One of the most entertaining bits of the movie comes when south-coast pubescent rockers Nilfisk are interviewed. These guys all look to be on the south side of driving age, and come from the small fishing village of Stokkseyri. They rehearse in a garage, and talk shyly on-camera about their music, philosophy, lyrics. Then the movie abruptly cuts to a Foo Fighters concert in Reykjavík, with Dave Grohl explaining how he met a great band in Stokkseyri the day before. He proceeds to introduce the boys of Nilfisk, who open up for the Foo Fighters in front of thousands. It was their first performance outside of their garage.

On the downside, the movie's landscape shots of Iceland consist mainly of the overhyped Blue Lagoon from the air, and some bizarre computer-rendered ice-covered fjörd shots - only serving to reinforce the stereotypes that the whole country is ice-covered and people live in igloos, except when they go to the Blue Lagoon.

Also troubling was that the movie lacked continuity, jumping around from band to band. It crescendoed to a triumphant finish at least three times. But if you're interested in a great visual vehicle for all kinds of Icelandic sound, and front row seats to Björk and Sigur Rós, it's worth a place in your Netflix queue or a trip down to Regnboginn.

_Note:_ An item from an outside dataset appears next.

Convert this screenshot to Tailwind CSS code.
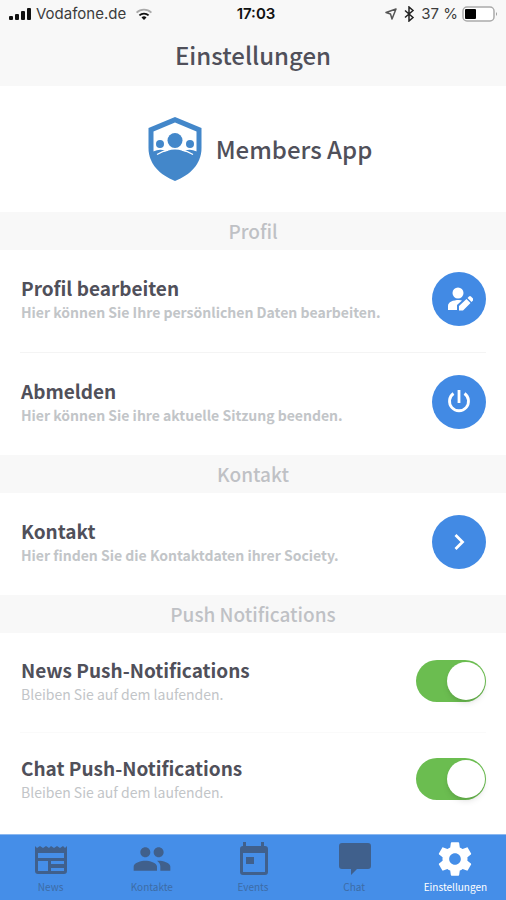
<!DOCTYPE html>
<html lang="de">
<head>
    <meta charset="UTF-8">
    <meta name="viewport" content="width=device-width, initial-scale=1.0">
    <title>Einstellungen - Members App</title>
    <script src="https://cdn.jsdelivr.net/npm/@tailwindcss/browser@4"></script>
</head>
<body class="min-h-screen flex flex-col bg-white font-['Noto_Sans_CJK_JP',sans-serif] text-[#50505a]">
    <!-- Header -->
    <header class="bg-[#f8f8f8] pb-3">
        <div class="grid grid-cols-3 items-center h-7 px-2 font-['Inter',sans-serif] text-[15px] leading-5 text-[#3c3c3c]">
            <div class="flex items-center gap-1">
                <svg class="w-6 h-3 shrink-0" viewBox="0 0 24 12" fill="#111">
                    <rect x="1" y="8" width="4" height="4" rx="1"/>
                    <rect x="7" y="6" width="4" height="6" rx="1"/>
                    <rect x="13" y="3" width="4" height="9" rx="1"/>
                    <rect x="19" y="0" width="4" height="12" rx="1"/>
                </svg>
                <span class="whitespace-nowrap">Vodafone.de</span>
                <svg class="w-5 h-3 ml-1 shrink-0" viewBox="0 0 20 13" fill="none" stroke-width="2">
                    <path d="M2 5a11.500 11.500 0 0 1 16 0" stroke="#aaa"/>
                    <path d="M5 8a7.500 7.500 0 0 1 10 0" stroke="#111"/>
                    <path d="M7.300 10.300a4 4 0 0 1 5.400 0L10 13z" fill="#111"/>
                </svg>
            </div>
            <div class="text-center font-semibold text-[#111] pl-1.5">17:03</div>
            <div class="flex items-center justify-end gap-1">
                <svg class="w-3 h-3 shrink-0" viewBox="0 0 12 12" fill="none" stroke="#555" stroke-width="1.500" stroke-linejoin="round">
                    <path d="M11 1 1 4.500l4.500 1.500L7 11z"/>
                </svg>
                <svg class="w-4 h-4 shrink-0" viewBox="0 0 16 16" fill="none" stroke="#222" stroke-width="1.500">
                    <path d="M4 4.500 12 11.500 8 15V1l4 3.500L4 11.500"/>
                </svg>
                <span class="whitespace-nowrap">37 %</span>
                <svg class="w-9 h-4 shrink-0" viewBox="0 0 36 16">
                    <rect x="1" y="1" width="31" height="14" rx="4" fill="#fff" stroke="#aaa" stroke-width="1.500"/>
                    <rect x="3" y="3" width="11" height="10" rx="1" fill="#000"/>
                    <path d="M34 6v4q2-2 0-4" fill="#999"/>
                </svg>
            </div>
        </div>
        <h1 class="pt-2 text-center text-[24px] leading-[38px] font-medium">Einstellungen</h1>
    </header>

    <main class="flex-1">
        <div class="flex items-center justify-center gap-3.5 h-[126px] pl-3.5">
            <svg class="w-[54px] h-16 shrink-0" viewBox="0 0 54 64">
                <path d="M27 0 53.500 11V31C53.500 47 42 58 27 64 12 58 .500 47 .500 31V11z" fill="#4387ca"/>
                <path d="M27 5.500 48.500 14.500V34.500H5.500V14.500z" fill="#fff"/>
                <path d="M12 37Q27 28 42 37z" fill="#4387ca"/>
                <path d="M5.500 34.500Q11 31.500 17 33.500L10 38H5.500zM48.500 34.500Q43 31.500 37 33.500L44 38H48.500z" fill="#4387ca"/>
                <path d="M9 37.500Q15 34 20 33M45 37.500Q39 34 34 33" fill="none" stroke="#fff" stroke-width="1.300"/>
                <circle cx="27" cy="23.500" r="7.500" fill="#4387ca"/>
                <circle cx="12" cy="27" r="4" fill="#4387ca"/>
                <circle cx="42" cy="27" r="4" fill="#4387ca"/>
            </svg>
            <span class="text-[24px] leading-8 font-medium">Members App</span>
        </div>

        <h2 class="bg-[#f8f8f8] text-center text-[19px] leading-[38px] font-medium text-[#bfc1c5]">Profil</h2>
        <div class="flex justify-between mx-5 pt-[22px] pb-[26px] border-b border-[#f4f4f4]">
            <div class="pt-0.5 pl-px">
                <h3 class="text-[19px] leading-7 font-bold">Profil bearbeiten</h3>
                <p class="text-[14px] leading-5 font-bold text-[#c2c5c8]">Hier können Sie Ihre persönlichen Daten bearbeiten.</p>
            </div>
            <button type="button" aria-label="Profil bearbeiten" class="flex items-center justify-center size-[54px] shrink-0 rounded-full bg-[#428ae4] text-white">
                <svg class="size-7" viewBox="0 0 28 28" fill="currentColor">
                    <circle cx="13" cy="8" r="5.500"/>
                    <path d="M3 25v-4c0-4 5-6 11-6l3 .500L12 20v5z"/>
                    <path d="M14 25.500v-4.500l7.500-7 4 4L18 25.500zM22.500 13l1.500-1.500q1-1 2 0l2 2q1 1 0 2L26.500 17z"/>
                </svg>
            </button>
        </div>
        <div class="flex justify-between mx-5 pt-[22px] pb-[26px]">
            <div class="pt-0.5 pl-px">
                <h3 class="text-[19px] leading-7 font-bold">Abmelden</h3>
                <p class="text-[14px] leading-5 font-bold text-[#c2c5c8]">Hier können Sie ihre aktuelle Sitzung beenden.</p>
            </div>
            <button type="button" aria-label="Abmelden" class="flex items-center justify-center size-[54px] shrink-0 rounded-full bg-[#428ae4] text-white">
                <svg class="size-7" viewBox="0 0 28 28" fill="none" stroke="currentColor" stroke-width="2.800">
                    <path d="M14 2v13M8.500 5.500a9.500 9.500 0 1 0 11 0"/>
                </svg>
            </button>
        </div>

        <h2 class="bg-[#f8f8f8] text-center text-[19px] leading-[38px] font-medium text-[#bfc1c5]">Kontakt</h2>
        <div class="flex justify-between mx-5 pt-[22px] pb-[26px]">
            <div class="pt-0.5 pl-px">
                <h3 class="text-[19px] leading-7 font-bold">Kontakt</h3>
                <p class="text-[14px] leading-5 font-bold text-[#c2c5c8]">Hier finden Sie die Kontaktdaten ihrer Society.</p>
            </div>
            <button type="button" aria-label="Kontakt" class="flex items-center justify-center size-[54px] shrink-0 rounded-full bg-[#428ae4] text-white">
                <svg class="size-7" viewBox="0 0 28 28" fill="none" stroke="currentColor" stroke-width="2.800">
                    <path d="m10.500 7 7 7-7 7"/>
                </svg>
            </button>
        </div>

        <h2 class="bg-[#f8f8f8] text-center text-[19px] leading-[38px] font-medium text-[#bfc1c5]">Push Notifications</h2>
        <div class="flex justify-between mx-5 pt-[27px] pb-7 border-b border-[#fafafa]">
            <label for="newsPush" class="-mt-1 pl-px">
                <span class="block text-[19px] leading-7 font-bold">News Push-Notifications</span>
                <span class="block text-[14px] leading-5 text-[#c2c5c8]">Bleiben Sie auf dem laufenden.</span>
            </label>
            <input type="checkbox" role="switch" id="newsPush" checked class="flex items-center appearance-none w-[70px] h-[42px] p-px shrink-0 rounded-full bg-gray-300 checked:bg-[#6bbd50] before:size-[38px] before:rounded-full before:bg-white before:shadow-md checked:before:ml-auto">
        </div>
        <div class="flex justify-between mx-5 pt-[25px] pb-7">
            <label for="chatPush" class="-mt-1 pl-px">
                <span class="block text-[19px] leading-7 font-bold">Chat Push-Notifications</span>
                <span class="block text-[14px] leading-5 text-[#c2c5c8]">Bleiben Sie auf dem laufenden.</span>
            </label>
            <input type="checkbox" role="switch" id="chatPush" checked class="flex items-center appearance-none w-[70px] h-[42px] p-px shrink-0 rounded-full bg-gray-300 checked:bg-[#6bbd50] before:size-[38px] before:rounded-full before:bg-white before:shadow-md checked:before:ml-auto">
        </div>
    </main>

    <!-- Tab bar -->
    <nav class="grid grid-cols-5 h-[66px] bg-[#458ee8] border-t border-[#8bb8f0] text-[10px] leading-4 text-[#3d6ca6]">
        <a href="#news" class="flex flex-col items-center pt-1">
            <svg class="size-10" viewBox="0 0 40 40" fill="#40608c">
                <path fill-rule="evenodd" d="M4 7l2 2 3-2 3 2 3-2 3 2 2-2 3 2 3-2 3 2 3-2 2 2 2-2v25q0 3-3 3H7q-3 0-3-3zM7 14v5h26v-5zM7 22v10h10V22zM20 22v3h13v-3zM20 29v3h13v-3z"/>
            </svg>
            News
        </a>
        <a href="#kontakte" class="flex flex-col items-center pt-1">
            <svg class="size-10" viewBox="0 0 24 24" fill="#40608c">
                <path d="M16 11c1.660 0 2.990-1.340 2.990-3S17.660 5 16 5s-3 1.340-3 3 1.340 3 3 3zm-8 0c1.660 0 2.990-1.340 2.990-3S9.660 5 8 5 5 6.340 5 8s1.340 3 3 3zm0 2c-2.330 0-7 1.170-7 3.500V19h14v-2.500c0-2.330-4.670-3.500-7-3.500zm8 0c-.290 0-.620.020-.970.050 1.160.840 1.970 1.970 1.970 3.450V19h6v-2.500c0-2.330-4.670-3.500-7-3.500z"/>
            </svg>
            Kontakte
        </a>
        <a href="#events" class="flex flex-col items-center pt-1">
            <svg class="size-10" viewBox="0 0 40 40" fill="#40608c">
                <path fill-rule="evenodd" d="M10 3h3v4h15V3h3v4h1q3 0 3 3v23q0 3-3 3H10q-3 0-3-3V10q0-3 3-3zM10 14v19h22V14zM13 18h8v7h-8z"/>
            </svg>
            Events
        </a>
        <a href="#chat" class="flex flex-col items-center pt-1">
            <svg class="size-10" viewBox="0 0 40 40" fill="#40608c">
                <path d="M8 4h26q3 0 3 3v20q0 3-3 3H23l-6 6v-6H8q-3 0-3-3V7q0-3 3-3z"/>
            </svg>
            Chat
        </a>
        <a href="#einstellungen" class="flex flex-col items-center pt-1 text-white" aria-current="page">
            <svg class="size-10" viewBox="0 0 24 24" fill="currentColor">
                <path d="M19.430 12.980c.040-.320.070-.640.070-.980s-.030-.660-.070-.980l2.110-1.650c.190-.150.240-.420.120-.640l-2-3.460c-.120-.220-.390-.300-.610-.220l-2.490 1c-.520-.400-1.080-.730-1.690-.980l-.380-2.650C14.460 2.180 14.250 2 14 2h-4c-.250 0-.460.180-.490.420l-.380 2.650c-.610.250-1.170.590-1.690.980l-2.490-1c-.230-.090-.490 0-.610.220l-2 3.460c-.130.220-.070.490.120.640l2.110 1.650c-.040.320-.070.650-.070.980s.030.660.070.980l-2.110 1.650c-.190.150-.240.420-.120.640l2 3.460c.120.220.390.300.610.220l2.490-1c.520.400 1.080.730 1.690.980l.380 2.650c.030.240.240.420.490.420h4c.250 0 .460-.180.490-.420l.380-2.650c.610-.250 1.170-.590 1.690-.980l2.490 1c.230.090.490 0 .610-.220l2-3.460c.120-.220.070-.490-.120-.640zM12 15.500c-1.930 0-3.500-1.570-3.500-3.500s1.570-3.500 3.500-3.500 3.500 1.570 3.500 3.500-1.570 3.500-3.500 3.500z"/>
            </svg>
            Einstellungen
        </a>
    </nav>
</body>
</html>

miðvikudagur, júní 01, 2005


Three weeks ago, E arrived from the States and it's been a whirlwind. It's been really something great having her here: making lamb dinner together (instead of eating skyr from a container), taking walks downtown or to the harbor in the sunny evenings (instead of blogging), ticking off all off the most obscure and far-flung capital-area swimming pools (15 in all), driving to the South Coast for the weekend (instead of alone, mumbling Waingro lines to myself when the radio went out), and in general having fun talking and laughing together.

During the workdays E has been plugging away on the job search so she can get work/live permission here too. Unbeknownst to me until yesterday, though, was that she has been quietly busy on her own blog serving up her own slice of Iceland life: neighborhood cats, fishing boats, and windowsill accoutrements.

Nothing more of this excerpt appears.